> Exercise: Copy every line that contains the string "this" from the entries below.
:::::
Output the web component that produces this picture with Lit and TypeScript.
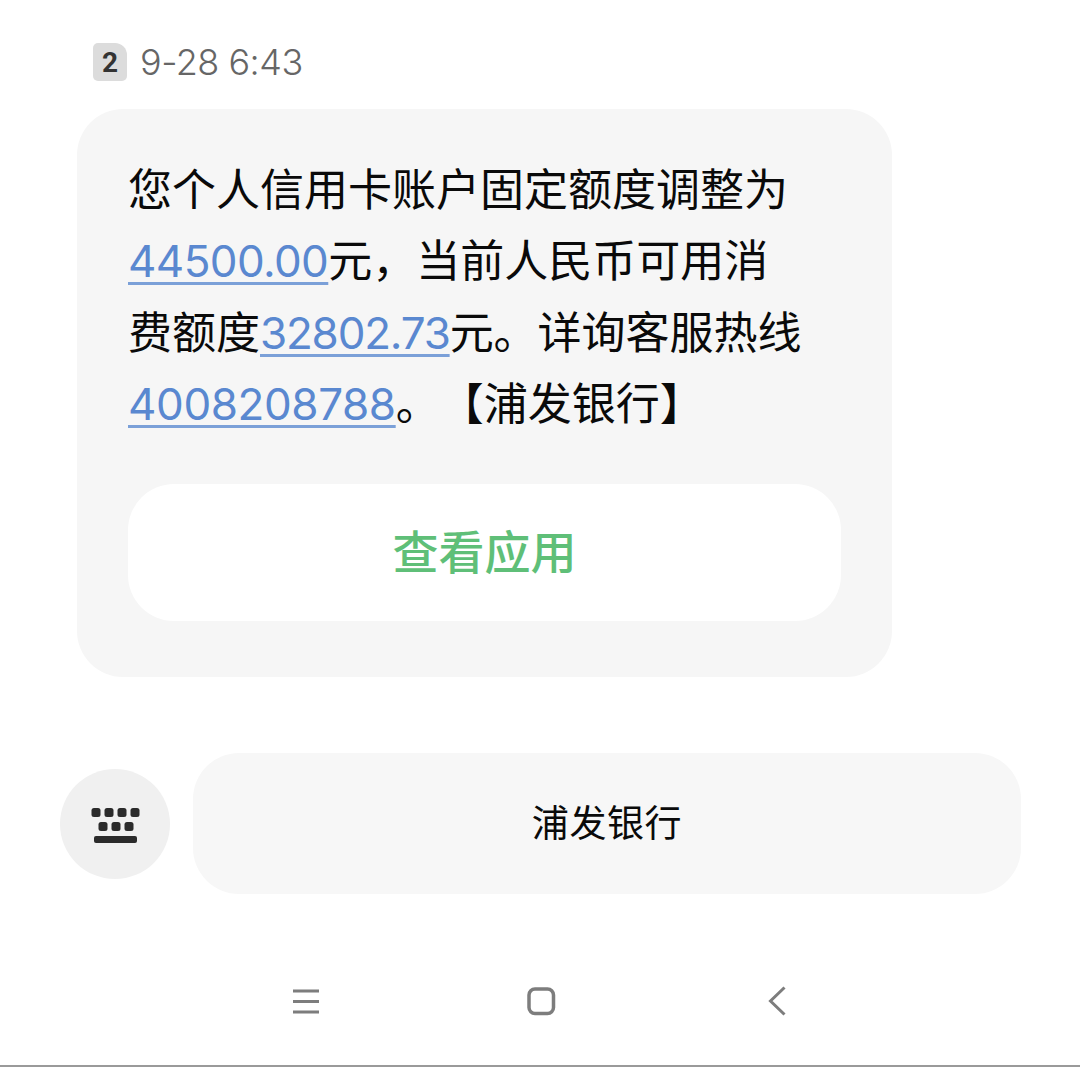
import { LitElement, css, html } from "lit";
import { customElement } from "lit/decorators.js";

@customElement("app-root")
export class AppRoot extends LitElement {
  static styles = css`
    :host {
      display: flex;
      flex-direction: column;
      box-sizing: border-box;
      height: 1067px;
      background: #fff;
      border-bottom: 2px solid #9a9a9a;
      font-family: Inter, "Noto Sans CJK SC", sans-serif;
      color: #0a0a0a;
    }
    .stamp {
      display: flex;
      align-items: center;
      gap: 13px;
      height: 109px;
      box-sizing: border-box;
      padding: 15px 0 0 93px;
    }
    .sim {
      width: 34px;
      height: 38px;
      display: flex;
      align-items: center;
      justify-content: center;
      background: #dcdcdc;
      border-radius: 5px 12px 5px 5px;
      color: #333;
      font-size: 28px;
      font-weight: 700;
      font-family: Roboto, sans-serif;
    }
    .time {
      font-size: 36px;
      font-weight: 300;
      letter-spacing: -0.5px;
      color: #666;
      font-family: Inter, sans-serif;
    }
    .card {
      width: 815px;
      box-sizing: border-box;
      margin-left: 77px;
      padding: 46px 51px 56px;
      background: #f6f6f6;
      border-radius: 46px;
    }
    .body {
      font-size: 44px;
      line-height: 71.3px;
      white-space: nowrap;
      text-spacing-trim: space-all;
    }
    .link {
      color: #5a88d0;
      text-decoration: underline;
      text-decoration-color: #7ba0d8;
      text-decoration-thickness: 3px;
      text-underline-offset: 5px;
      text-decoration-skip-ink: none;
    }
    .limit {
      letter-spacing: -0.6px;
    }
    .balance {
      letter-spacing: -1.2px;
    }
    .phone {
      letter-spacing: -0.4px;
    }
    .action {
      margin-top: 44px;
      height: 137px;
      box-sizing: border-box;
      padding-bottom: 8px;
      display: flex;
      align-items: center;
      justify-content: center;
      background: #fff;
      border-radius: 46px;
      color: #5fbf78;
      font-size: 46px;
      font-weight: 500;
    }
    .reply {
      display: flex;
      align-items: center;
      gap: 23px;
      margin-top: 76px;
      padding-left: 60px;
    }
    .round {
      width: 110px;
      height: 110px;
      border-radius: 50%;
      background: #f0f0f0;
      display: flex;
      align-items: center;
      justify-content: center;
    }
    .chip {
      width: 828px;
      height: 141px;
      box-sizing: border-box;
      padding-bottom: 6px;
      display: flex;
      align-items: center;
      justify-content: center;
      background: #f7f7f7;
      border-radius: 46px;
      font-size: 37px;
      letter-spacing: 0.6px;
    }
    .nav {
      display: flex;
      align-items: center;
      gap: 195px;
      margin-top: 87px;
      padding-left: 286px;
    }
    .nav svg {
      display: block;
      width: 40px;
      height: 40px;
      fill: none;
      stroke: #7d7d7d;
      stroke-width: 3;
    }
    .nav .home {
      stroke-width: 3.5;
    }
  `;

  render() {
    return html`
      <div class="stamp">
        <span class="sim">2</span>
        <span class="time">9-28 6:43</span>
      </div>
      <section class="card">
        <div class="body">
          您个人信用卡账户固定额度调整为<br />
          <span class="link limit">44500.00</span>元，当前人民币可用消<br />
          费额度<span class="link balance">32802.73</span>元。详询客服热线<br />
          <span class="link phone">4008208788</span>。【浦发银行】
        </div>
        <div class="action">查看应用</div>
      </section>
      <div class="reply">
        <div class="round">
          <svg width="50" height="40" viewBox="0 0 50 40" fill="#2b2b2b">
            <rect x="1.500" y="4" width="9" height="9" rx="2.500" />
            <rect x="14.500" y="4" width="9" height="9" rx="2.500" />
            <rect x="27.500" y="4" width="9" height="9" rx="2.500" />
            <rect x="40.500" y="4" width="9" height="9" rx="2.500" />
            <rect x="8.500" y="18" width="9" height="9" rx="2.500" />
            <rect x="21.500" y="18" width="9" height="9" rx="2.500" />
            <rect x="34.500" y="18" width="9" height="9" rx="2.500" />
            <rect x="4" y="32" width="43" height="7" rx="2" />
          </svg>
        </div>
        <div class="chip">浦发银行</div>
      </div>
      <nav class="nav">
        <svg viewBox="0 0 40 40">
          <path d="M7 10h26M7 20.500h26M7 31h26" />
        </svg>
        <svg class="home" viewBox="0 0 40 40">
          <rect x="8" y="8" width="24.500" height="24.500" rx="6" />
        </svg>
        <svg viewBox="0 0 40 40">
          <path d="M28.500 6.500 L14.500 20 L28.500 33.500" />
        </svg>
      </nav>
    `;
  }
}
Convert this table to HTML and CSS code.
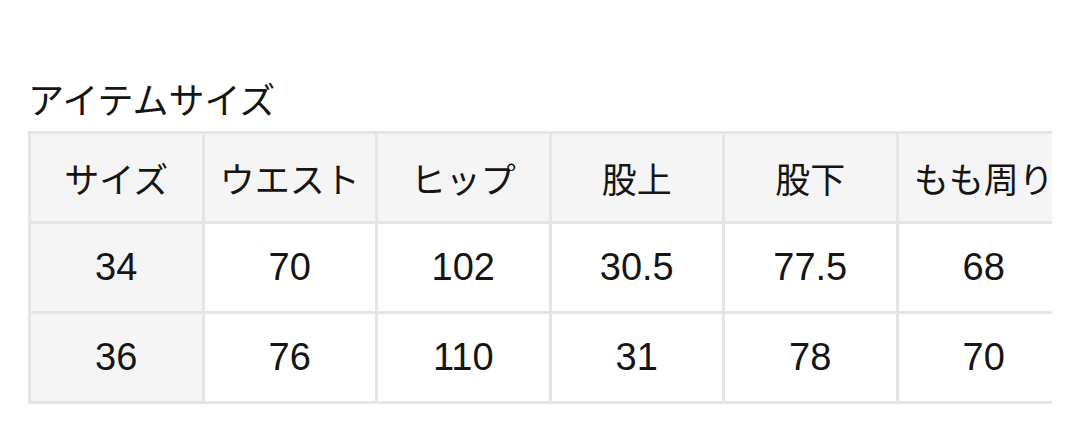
:::::
> Full solution:
Output the web component that produces this picture with Lit and TypeScript.
Convert this table to HTML and CSS code.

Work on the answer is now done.